Students, not surprisingly, were less keen on clarifying these noisy signals. They groused about the targets, saying they would foster cutthroat competitiveness, undermine student collaboration and hurt Tigers' chances on the job market because their counterparts at other elite schools would still have inflated transcripts. At Yale, for example, 62 percent of undergraduate grades are A's and A-minuses; Princeton aimed for 35 percent.

Princeton's administration assured uneasy undergrads that other schools would follow.

Alas, almost no others did. (Wellesley, which had among the worst grade inflation, implemented a slightly different experiment around the same time.) Now, 10 years later, Princeton appears ready to throw in the towel. In a 35-page report released this month, a committee recommended that the school abandon its efforts.

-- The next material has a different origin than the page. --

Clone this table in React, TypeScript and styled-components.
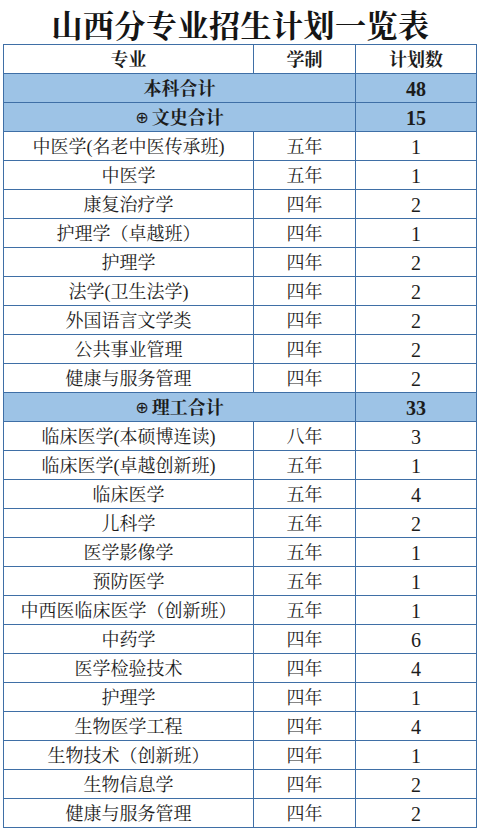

The committee actually found no evidence that the grade targets were hurting students' job or grad school prospects (with one possible exception: ROTC, since grade-point averages factor into an officer's first assignment), which may mean that Princeton's grading standards are still not all that tough; in 2013, about 43 percent of grades were A's or A-minuses, well above the target. That's stingier than Yale and Harvard, but about in line with U.S. colleges overall. So for a few years Princeton students may have had the best of both worlds: a reputation for tough grading but a grade distribution that was actually relatively lenient.

Instead, the main arguments Princeton's committee presented for ending "grade deflation" involved concerns about undergraduate stress and recruiting.

To fully understand why Princeton caved, though, you have to appreciate why high grades have been awarded at schools across the country in the first place.

Some have suggested that affirmative action and the Vietnam War were responsible; in those cases, the theory goes, professors went easy on students who either were less well-prepared for college or needed decent grades to avoid the draft. Neither explanation really lines up with the data. Students likewise have argued that they've just gotten smarter over the years. While the top-ranked schools have indeed become more selective, this theory wouldn't explain why middle-tier schools also inflated grades. (Two-year colleges and the least selective four-year publics do not seem to have inflated their grades much, if at all, which makes sense from a strategic perspective; lower-ranked schools need to clearly signal which students are true standouts to help them get jobs.) And of course even if you believe modern students are uniformly smarter than their parents were, you still might argue that today's grades are supposed to reflect the distribution of talent today, not yesterday.

In my view, the most convincing theory comes from Stuart Rojstaczer, a retired Duke geophysicist who has collected oodles of grading data. He blames the "emergence of a consumer-based culture in higher education." As students are forced to pay more and more for a degree, they feel more entitled to high grades. They then pressure professors to weaken standards. Supporting this thesis is the fact that GPA's tend to be more inflated at private schools, where tuition is higher, even after controlling for selectivity.

Sites such as RateMyProfessors.com may also play a role, as easier grading tends to encourage better student feedback. Adjuncts in particular need favorable student evaluations to get rehired, making them especially susceptible to inflationary pressures.

Plus, academic departments have learned that lenient grading can attract more majors, and thereby earn them more faculty hiring slots. This competitive edge afforded by awarding more A's extends to entire schools, too: "The committee was surprised to learn that students at other schools (e.g., Harvard, Stanford, and Yale) use our grading policy to recruit against us," Princeton's report says.

In other words, A's have become a more valuable currency in higher ed, even as, paradoxically, their value on a transcript has been inflated away.